## [GIVEN INFORMATION]
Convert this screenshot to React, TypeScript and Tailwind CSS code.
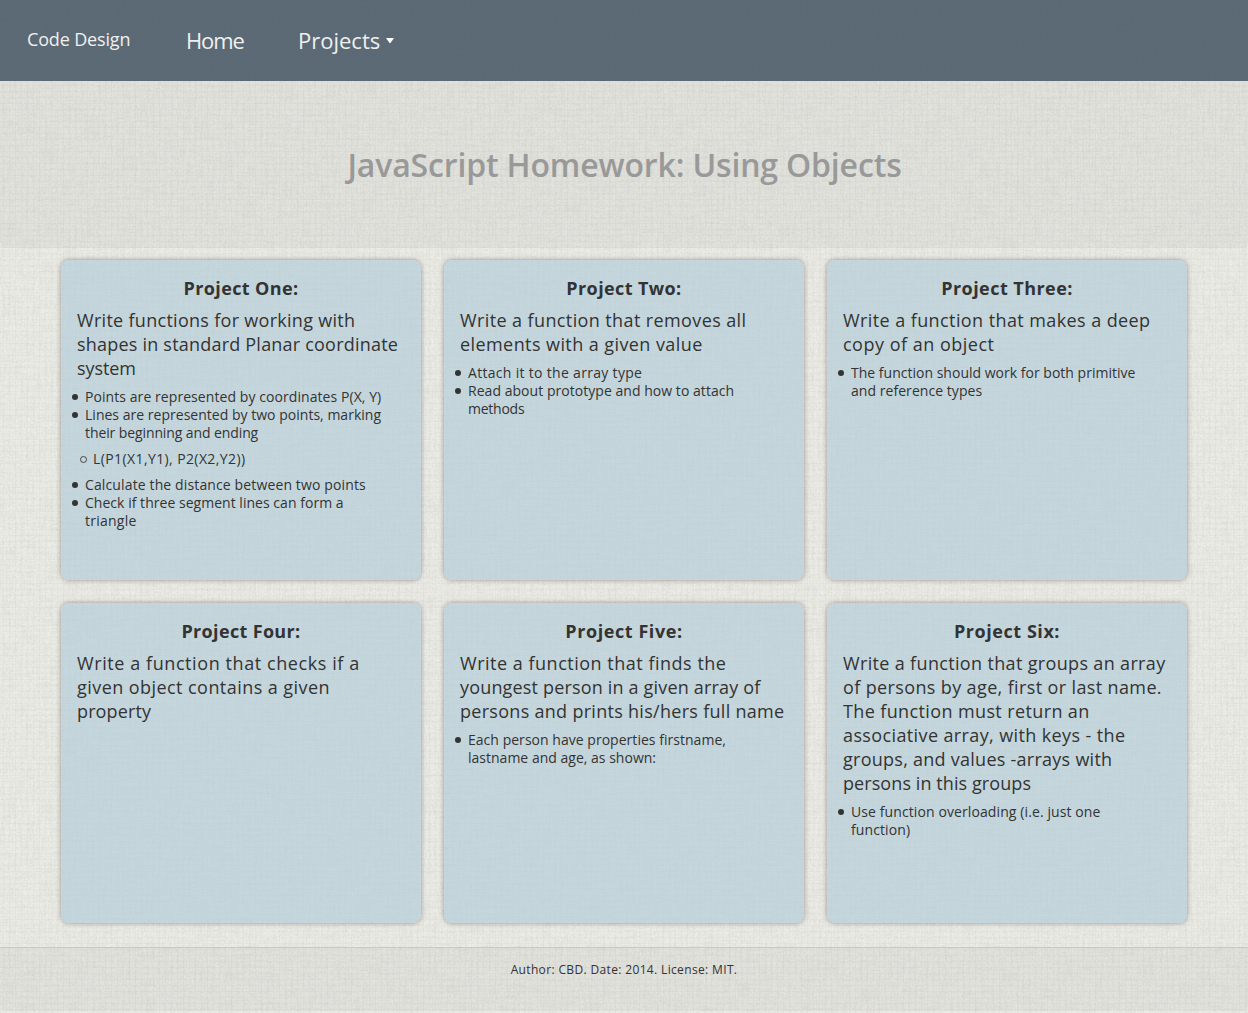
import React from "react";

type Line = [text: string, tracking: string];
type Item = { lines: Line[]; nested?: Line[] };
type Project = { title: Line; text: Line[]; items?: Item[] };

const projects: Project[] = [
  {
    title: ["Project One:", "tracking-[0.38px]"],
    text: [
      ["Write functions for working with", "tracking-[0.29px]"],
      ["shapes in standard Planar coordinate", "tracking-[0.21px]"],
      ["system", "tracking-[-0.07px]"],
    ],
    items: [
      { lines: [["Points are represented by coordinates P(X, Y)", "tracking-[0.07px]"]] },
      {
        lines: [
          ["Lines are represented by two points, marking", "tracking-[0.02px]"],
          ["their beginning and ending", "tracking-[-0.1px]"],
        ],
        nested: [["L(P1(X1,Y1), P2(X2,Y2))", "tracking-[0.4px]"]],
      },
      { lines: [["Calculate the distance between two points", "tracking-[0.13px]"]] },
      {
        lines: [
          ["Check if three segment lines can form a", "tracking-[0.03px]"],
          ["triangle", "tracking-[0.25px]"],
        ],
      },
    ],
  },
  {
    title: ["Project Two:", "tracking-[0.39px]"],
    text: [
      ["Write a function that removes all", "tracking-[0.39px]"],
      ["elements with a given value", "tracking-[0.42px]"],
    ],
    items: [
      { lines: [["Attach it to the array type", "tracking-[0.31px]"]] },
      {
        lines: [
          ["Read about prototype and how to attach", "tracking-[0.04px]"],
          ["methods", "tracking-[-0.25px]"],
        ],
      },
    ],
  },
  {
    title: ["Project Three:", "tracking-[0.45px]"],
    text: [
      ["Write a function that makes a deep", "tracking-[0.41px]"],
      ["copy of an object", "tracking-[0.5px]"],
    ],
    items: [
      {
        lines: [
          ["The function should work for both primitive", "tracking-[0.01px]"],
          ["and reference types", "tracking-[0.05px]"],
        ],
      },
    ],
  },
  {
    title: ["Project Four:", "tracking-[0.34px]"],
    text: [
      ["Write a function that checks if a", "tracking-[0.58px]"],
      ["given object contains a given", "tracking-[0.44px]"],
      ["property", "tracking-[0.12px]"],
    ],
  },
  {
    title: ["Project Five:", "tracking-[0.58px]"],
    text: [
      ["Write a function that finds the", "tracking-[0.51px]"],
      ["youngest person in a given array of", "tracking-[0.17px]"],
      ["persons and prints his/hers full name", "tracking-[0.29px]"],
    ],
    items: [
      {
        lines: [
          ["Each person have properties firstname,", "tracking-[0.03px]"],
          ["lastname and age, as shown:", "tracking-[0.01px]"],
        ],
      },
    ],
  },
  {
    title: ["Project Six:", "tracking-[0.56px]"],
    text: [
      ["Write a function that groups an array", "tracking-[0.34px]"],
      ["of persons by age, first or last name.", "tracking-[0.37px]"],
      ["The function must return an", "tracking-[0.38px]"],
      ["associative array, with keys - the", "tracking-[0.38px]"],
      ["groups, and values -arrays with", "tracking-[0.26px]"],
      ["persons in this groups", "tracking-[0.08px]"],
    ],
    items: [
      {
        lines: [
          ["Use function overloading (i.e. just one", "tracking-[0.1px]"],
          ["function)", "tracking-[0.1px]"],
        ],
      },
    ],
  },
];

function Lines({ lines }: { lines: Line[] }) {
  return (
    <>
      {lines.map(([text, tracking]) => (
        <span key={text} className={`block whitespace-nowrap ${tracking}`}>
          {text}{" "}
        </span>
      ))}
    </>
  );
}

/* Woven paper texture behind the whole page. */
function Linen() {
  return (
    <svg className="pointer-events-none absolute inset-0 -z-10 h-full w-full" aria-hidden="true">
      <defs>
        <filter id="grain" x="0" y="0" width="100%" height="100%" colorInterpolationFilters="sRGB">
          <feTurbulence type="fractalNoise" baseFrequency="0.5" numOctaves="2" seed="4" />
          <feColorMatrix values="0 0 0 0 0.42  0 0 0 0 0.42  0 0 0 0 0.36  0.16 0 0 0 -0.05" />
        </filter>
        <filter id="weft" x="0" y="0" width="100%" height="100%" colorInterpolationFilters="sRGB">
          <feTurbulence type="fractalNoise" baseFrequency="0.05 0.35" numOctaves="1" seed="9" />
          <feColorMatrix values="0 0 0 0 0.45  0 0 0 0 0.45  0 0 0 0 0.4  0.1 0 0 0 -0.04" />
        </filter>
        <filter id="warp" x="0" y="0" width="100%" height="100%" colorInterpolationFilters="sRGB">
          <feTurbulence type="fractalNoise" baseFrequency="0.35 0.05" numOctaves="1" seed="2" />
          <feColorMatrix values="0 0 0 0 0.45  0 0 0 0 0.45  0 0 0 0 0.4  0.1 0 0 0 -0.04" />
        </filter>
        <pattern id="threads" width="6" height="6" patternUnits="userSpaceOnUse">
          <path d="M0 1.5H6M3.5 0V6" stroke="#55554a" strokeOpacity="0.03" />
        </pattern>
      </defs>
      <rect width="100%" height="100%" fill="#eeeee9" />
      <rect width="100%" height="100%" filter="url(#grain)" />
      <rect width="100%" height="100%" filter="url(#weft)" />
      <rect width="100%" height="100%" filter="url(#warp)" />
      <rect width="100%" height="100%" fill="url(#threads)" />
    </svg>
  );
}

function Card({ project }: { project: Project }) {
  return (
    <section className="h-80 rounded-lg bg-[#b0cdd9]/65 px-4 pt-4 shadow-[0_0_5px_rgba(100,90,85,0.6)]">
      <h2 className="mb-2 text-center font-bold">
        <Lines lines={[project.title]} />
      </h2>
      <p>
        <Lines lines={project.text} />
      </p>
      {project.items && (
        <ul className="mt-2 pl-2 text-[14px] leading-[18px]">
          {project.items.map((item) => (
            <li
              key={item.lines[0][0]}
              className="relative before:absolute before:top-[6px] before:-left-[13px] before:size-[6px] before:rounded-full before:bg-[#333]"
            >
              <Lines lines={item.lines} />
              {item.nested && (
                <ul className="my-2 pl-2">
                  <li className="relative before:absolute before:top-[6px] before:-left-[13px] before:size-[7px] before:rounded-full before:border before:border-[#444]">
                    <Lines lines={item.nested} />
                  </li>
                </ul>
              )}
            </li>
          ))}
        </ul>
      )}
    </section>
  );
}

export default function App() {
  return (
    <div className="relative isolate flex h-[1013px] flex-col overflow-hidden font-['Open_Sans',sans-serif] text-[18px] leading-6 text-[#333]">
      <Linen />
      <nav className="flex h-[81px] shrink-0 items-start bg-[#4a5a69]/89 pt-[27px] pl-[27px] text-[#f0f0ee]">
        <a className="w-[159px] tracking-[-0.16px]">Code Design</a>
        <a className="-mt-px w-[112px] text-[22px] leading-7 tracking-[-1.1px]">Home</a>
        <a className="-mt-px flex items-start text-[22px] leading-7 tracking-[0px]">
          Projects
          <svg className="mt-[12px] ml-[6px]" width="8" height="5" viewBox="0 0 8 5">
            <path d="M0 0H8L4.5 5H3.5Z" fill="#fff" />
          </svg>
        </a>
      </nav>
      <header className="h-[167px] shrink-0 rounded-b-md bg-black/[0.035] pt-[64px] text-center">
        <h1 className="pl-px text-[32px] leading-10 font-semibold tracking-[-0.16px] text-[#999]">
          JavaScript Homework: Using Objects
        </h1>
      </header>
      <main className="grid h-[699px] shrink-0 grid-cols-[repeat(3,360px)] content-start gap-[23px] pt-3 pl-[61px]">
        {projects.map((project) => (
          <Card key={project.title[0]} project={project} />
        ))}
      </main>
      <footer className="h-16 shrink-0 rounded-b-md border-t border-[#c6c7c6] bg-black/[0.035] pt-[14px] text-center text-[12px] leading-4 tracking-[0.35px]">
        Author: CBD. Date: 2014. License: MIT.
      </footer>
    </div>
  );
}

## [WHAT TO DO]
With the pictures left out, transcribe the material exactly.

## [PROBLEM SOLUTION]
Convert this screenshot to React, TypeScript and Tailwind CSS code.
import React from "react";

type Line = [text: string, tracking: string];
type Item = { lines: Line[]; nested?: Line[] };
type Project = { title: Line; text: Line[]; items?: Item[] };

const projects: Project[] = [
  {
    title: ["Project One:", "tracking-[0.38px]"],
    text: [
      ["Write functions for working with", "tracking-[0.29px]"],
      ["shapes in standard Planar coordinate", "tracking-[0.21px]"],
      ["system", "tracking-[-0.07px]"],
    ],
    items: [
      { lines: [["Points are represented by coordinates P(X, Y)", "tracking-[0.07px]"]] },
      {
        lines: [
          ["Lines are represented by two points, marking", "tracking-[0.02px]"],
          ["their beginning and ending", "tracking-[-0.1px]"],
        ],
        nested: [["L(P1(X1,Y1), P2(X2,Y2))", "tracking-[0.4px]"]],
      },
      { lines: [["Calculate the distance between two points", "tracking-[0.13px]"]] },
      {
        lines: [
          ["Check if three segment lines can form a", "tracking-[0.03px]"],
          ["triangle", "tracking-[0.25px]"],
        ],
      },
    ],
  },
  {
    title: ["Project Two:", "tracking-[0.39px]"],
    text: [
      ["Write a function that removes all", "tracking-[0.39px]"],
      ["elements with a given value", "tracking-[0.42px]"],
    ],
    items: [
      { lines: [["Attach it to the array type", "tracking-[0.31px]"]] },
      {
        lines: [
          ["Read about prototype and how to attach", "tracking-[0.04px]"],
          ["methods", "tracking-[-0.25px]"],
        ],
      },
    ],
  },
  {
    title: ["Project Three:", "tracking-[0.45px]"],
    text: [
      ["Write a function that makes a deep", "tracking-[0.41px]"],
      ["copy of an object", "tracking-[0.5px]"],
    ],
    items: [
      {
        lines: [
          ["The function should work for both primitive", "tracking-[0.01px]"],
          ["and reference types", "tracking-[0.05px]"],
        ],
      },
    ],
  },
  {
    title: ["Project Four:", "tracking-[0.34px]"],
    text: [
      ["Write a function that checks if a", "tracking-[0.58px]"],
      ["given object contains a given", "tracking-[0.44px]"],
      ["property", "tracking-[0.12px]"],
    ],
  },
  {
    title: ["Project Five:", "tracking-[0.58px]"],
    text: [
      ["Write a function that finds the", "tracking-[0.51px]"],
      ["youngest person in a given array of", "tracking-[0.17px]"],
      ["persons and prints his/hers full name", "tracking-[0.29px]"],
    ],
    items: [
      {
        lines: [
          ["Each person have properties firstname,", "tracking-[0.03px]"],
          ["lastname and age, as shown:", "tracking-[0.01px]"],
        ],
      },
    ],
  },
  {
    title: ["Project Six:", "tracking-[0.56px]"],
    text: [
      ["Write a function that groups an array", "tracking-[0.34px]"],
      ["of persons by age, first or last name.", "tracking-[0.37px]"],
      ["The function must return an", "tracking-[0.38px]"],
      ["associative array, with keys - the", "tracking-[0.38px]"],
      ["groups, and values -arrays with", "tracking-[0.26px]"],
      ["persons in this groups", "tracking-[0.08px]"],
    ],
    items: [
      {
        lines: [
          ["Use function overloading (i.e. just one", "tracking-[0.1px]"],
          ["function)", "tracking-[0.1px]"],
        ],
      },
    ],
  },
];

function Lines({ lines }: { lines: Line[] }) {
  return (
    <>
      {lines.map(([text, tracking]) => (
        <span key={text} className={`block whitespace-nowrap ${tracking}`}>
          {text}{" "}
        </span>
      ))}
    </>
  );
}

/* Woven paper texture behind the whole page. */
function Linen() {
  return (
    <svg className="pointer-events-none absolute inset-0 -z-10 h-full w-full" aria-hidden="true">
      <defs>
        <filter id="grain" x="0" y="0" width="100%" height="100%" colorInterpolationFilters="sRGB">
          <feTurbulence type="fractalNoise" baseFrequency="0.5" numOctaves="2" seed="4" />
          <feColorMatrix values="0 0 0 0 0.42  0 0 0 0 0.42  0 0 0 0 0.36  0.16 0 0 0 -0.05" />
        </filter>
        <filter id="weft" x="0" y="0" width="100%" height="100%" colorInterpolationFilters="sRGB">
          <feTurbulence type="fractalNoise" baseFrequency="0.05 0.35" numOctaves="1" seed="9" />
          <feColorMatrix values="0 0 0 0 0.45  0 0 0 0 0.45  0 0 0 0 0.4  0.1 0 0 0 -0.04" />
        </filter>
        <filter id="warp" x="0" y="0" width="100%" height="100%" colorInterpolationFilters="sRGB">
          <feTurbulence type="fractalNoise" baseFrequency="0.35 0.05" numOctaves="1" seed="2" />
          <feColorMatrix values="0 0 0 0 0.45  0 0 0 0 0.45  0 0 0 0 0.4  0.1 0 0 0 -0.04" />
        </filter>
        <pattern id="threads" width="6" height="6" patternUnits="userSpaceOnUse">
          <path d="M0 1.5H6M3.5 0V6" stroke="#55554a" strokeOpacity="0.03" />
        </pattern>
      </defs>
      <rect width="100%" height="100%" fill="#eeeee9" />
      <rect width="100%" height="100%" filter="url(#grain)" />
      <rect width="100%" height="100%" filter="url(#weft)" />
      <rect width="100%" height="100%" filter="url(#warp)" />
      <rect width="100%" height="100%" fill="url(#threads)" />
    </svg>
  );
}

function Card({ project }: { project: Project }) {
  return (
    <section className="h-80 rounded-lg bg-[#b0cdd9]/65 px-4 pt-4 shadow-[0_0_5px_rgba(100,90,85,0.6)]">
      <h2 className="mb-2 text-center font-bold">
        <Lines lines={[project.title]} />
      </h2>
      <p>
        <Lines lines={project.text} />
      </p>
      {project.items && (
        <ul className="mt-2 pl-2 text-[14px] leading-[18px]">
          {project.items.map((item) => (
            <li
              key={item.lines[0][0]}
              className="relative before:absolute before:top-[6px] before:-left-[13px] before:size-[6px] before:rounded-full before:bg-[#333]"
            >
              <Lines lines={item.lines} />
              {item.nested && (
                <ul className="my-2 pl-2">
                  <li className="relative before:absolute before:top-[6px] before:-left-[13px] before:size-[7px] before:rounded-full before:border before:border-[#444]">
                    <Lines lines={item.nested} />
                  </li>
                </ul>
              )}
            </li>
          ))}
        </ul>
      )}
    </section>
  );
}

export default function App() {
  return (
    <div className="relative isolate flex h-[1013px] flex-col overflow-hidden font-['Open_Sans',sans-serif] text-[18px] leading-6 text-[#333]">
      <Linen />
      <nav className="flex h-[81px] shrink-0 items-start bg-[#4a5a69]/89 pt-[27px] pl-[27px] text-[#f0f0ee]">
        <a className="w-[159px] tracking-[-0.16px]">Code Design</a>
        <a className="-mt-px w-[112px] text-[22px] leading-7 tracking-[-1.1px]">Home</a>
        <a className="-mt-px flex items-start text-[22px] leading-7 tracking-[0px]">
          Projects
          <svg className="mt-[12px] ml-[6px]" width="8" height="5" viewBox="0 0 8 5">
            <path d="M0 0H8L4.5 5H3.5Z" fill="#fff" />
          </svg>
        </a>
      </nav>
      <header className="h-[167px] shrink-0 rounded-b-md bg-black/[0.035] pt-[64px] text-center">
        <h1 className="pl-px text-[32px] leading-10 font-semibold tracking-[-0.16px] text-[#999]">
          JavaScript Homework: Using Objects
        </h1>
      </header>
      <main className="grid h-[699px] shrink-0 grid-cols-[repeat(3,360px)] content-start gap-[23px] pt-3 pl-[61px]">
        {projects.map((project) => (
          <Card key={project.title[0]} project={project} />
        ))}
      </main>
      <footer className="h-16 shrink-0 rounded-b-md border-t border-[#c6c7c6] bg-black/[0.035] pt-[14px] text-center text-[12px] leading-4 tracking-[0.35px]">
        Author: CBD. Date: 2014. License: MIT.
      </footer>
    </div>
  );
}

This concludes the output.